What the five moves enable
The ego is not eliminated. The ego is given a smaller, more honest role. The work is no longer for the ego. The work is for the song the holder is currently carrying — and the ego becomes the holder’s hands, the holder’s logistics, the holder’s voice in service of the work, while the song itself remains free.
What this enables, practically, is the thing the contemplative-trained householder most needs: a way to be visible without being captured. A way to send the flare up without performing for the responders. A way to invite without pleading. A way to occupy a stage that is not really a stage — that is, instead, a light pointed at something the audience needed to see, with the invitation already in the light’s direction.

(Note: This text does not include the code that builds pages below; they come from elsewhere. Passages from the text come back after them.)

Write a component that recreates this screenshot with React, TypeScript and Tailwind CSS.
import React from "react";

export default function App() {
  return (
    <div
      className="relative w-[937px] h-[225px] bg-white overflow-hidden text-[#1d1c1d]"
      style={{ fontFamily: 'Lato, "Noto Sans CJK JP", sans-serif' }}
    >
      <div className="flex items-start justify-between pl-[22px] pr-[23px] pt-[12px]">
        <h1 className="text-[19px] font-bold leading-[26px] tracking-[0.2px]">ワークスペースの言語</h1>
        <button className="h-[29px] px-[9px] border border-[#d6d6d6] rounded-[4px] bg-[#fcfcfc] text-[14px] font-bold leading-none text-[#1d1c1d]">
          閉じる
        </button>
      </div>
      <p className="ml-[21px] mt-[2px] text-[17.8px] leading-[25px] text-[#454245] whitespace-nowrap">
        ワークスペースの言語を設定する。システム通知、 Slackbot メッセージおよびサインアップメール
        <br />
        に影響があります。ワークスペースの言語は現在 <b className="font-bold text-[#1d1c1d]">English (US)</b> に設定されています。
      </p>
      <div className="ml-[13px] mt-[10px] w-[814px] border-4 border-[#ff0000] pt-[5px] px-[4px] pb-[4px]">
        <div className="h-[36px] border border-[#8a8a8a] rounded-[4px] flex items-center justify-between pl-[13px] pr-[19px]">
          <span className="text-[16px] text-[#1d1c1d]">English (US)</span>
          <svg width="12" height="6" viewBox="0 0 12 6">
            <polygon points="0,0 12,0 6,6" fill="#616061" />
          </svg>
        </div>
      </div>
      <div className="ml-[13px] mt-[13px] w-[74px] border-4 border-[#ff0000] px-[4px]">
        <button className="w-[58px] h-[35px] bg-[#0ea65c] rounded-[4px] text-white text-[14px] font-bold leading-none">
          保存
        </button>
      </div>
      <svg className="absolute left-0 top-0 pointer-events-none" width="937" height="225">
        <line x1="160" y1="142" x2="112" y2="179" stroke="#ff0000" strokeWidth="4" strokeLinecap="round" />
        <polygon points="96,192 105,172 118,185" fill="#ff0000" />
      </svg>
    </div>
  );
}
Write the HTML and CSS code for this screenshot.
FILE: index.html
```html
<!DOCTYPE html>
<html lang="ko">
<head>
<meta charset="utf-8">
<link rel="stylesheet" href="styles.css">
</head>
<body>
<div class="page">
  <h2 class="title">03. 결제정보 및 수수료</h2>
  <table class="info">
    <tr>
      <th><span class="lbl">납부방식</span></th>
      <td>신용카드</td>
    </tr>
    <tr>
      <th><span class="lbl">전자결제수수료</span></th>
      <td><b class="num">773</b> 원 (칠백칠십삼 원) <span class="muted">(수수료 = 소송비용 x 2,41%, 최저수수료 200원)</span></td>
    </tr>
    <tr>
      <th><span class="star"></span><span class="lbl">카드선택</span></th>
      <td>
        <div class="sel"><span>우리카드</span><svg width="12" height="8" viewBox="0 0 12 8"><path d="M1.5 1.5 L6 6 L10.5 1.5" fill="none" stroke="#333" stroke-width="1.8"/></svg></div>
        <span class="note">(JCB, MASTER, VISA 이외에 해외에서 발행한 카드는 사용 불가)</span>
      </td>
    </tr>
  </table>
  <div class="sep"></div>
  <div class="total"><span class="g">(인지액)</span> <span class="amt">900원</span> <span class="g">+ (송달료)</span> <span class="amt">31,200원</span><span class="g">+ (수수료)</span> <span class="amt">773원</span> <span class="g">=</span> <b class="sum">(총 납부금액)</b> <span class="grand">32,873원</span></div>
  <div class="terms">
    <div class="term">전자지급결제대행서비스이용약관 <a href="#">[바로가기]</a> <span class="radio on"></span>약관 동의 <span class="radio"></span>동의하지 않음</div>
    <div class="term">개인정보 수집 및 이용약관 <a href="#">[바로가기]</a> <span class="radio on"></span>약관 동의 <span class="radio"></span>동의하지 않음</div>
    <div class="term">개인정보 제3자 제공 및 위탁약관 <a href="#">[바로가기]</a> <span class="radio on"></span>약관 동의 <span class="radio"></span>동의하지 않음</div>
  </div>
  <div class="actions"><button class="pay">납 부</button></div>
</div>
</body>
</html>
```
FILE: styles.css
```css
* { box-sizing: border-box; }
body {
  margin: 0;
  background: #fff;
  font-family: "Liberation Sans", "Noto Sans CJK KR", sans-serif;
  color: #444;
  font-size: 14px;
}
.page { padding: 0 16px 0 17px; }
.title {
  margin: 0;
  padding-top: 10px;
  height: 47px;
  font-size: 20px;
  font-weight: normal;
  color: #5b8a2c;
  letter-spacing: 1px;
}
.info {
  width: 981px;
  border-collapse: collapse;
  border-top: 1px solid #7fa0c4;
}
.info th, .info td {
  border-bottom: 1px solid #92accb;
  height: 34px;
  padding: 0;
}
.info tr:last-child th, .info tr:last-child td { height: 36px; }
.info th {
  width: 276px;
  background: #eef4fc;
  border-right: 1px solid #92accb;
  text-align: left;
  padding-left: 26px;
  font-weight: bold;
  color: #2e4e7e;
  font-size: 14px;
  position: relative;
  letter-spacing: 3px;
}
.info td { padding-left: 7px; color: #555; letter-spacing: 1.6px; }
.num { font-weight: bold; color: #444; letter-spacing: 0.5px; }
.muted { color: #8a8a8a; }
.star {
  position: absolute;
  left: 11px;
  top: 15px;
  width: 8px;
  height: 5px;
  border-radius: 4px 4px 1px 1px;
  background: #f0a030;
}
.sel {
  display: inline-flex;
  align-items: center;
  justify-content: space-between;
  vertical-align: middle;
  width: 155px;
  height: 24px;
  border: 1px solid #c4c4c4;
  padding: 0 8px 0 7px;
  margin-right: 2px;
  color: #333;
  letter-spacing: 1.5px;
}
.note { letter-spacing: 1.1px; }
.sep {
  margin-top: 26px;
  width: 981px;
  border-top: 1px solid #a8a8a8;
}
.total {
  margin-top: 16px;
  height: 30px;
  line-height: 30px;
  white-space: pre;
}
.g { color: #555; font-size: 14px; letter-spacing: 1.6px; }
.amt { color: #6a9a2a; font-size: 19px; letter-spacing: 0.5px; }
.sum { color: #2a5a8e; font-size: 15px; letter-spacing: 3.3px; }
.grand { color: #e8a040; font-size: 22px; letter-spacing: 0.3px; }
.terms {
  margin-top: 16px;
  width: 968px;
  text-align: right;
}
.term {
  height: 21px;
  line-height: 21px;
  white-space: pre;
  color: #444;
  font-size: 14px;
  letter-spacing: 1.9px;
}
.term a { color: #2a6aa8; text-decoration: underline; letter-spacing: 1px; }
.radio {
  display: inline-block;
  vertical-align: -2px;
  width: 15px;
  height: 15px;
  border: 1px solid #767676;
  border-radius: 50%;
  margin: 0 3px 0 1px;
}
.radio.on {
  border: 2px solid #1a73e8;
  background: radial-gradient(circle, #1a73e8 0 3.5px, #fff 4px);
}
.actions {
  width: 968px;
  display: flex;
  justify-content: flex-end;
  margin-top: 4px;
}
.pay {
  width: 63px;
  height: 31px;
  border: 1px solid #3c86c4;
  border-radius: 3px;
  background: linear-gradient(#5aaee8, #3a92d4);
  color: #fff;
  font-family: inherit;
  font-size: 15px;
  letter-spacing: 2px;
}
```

For the woman who has practiced privately for years and is now considering offering her work in public, this is the doorway. The renunciate’s question kept the door closed because the answer was eliminate the ego, which never happens. The householder’s question opens the door because the answer is: displace the ego from the operator’s seat in the doing; redirect it with the “look at this” stance; give it the logistics job; become the light rather than the object lit; and write the invitation in the posture of a band already moving, not a single voice asking.
The ego will protest the smaller role at first. The protest does not last. The ego, given good honest logistics work, becomes calm. The work goes through. The flare goes up. The audience already there walks toward the light. The light is busy showing things. The light is not asking to be seen, only inviting whoever it is for.
That is the householder’s path. It is the only path I know that lets twenty-five years of private practice find its way into public form without the practice being lost in the process. It is also, I suspect, the path most needed by the women who have practiced quietly for years and are now wondering whether their work might belong, finally, in the world.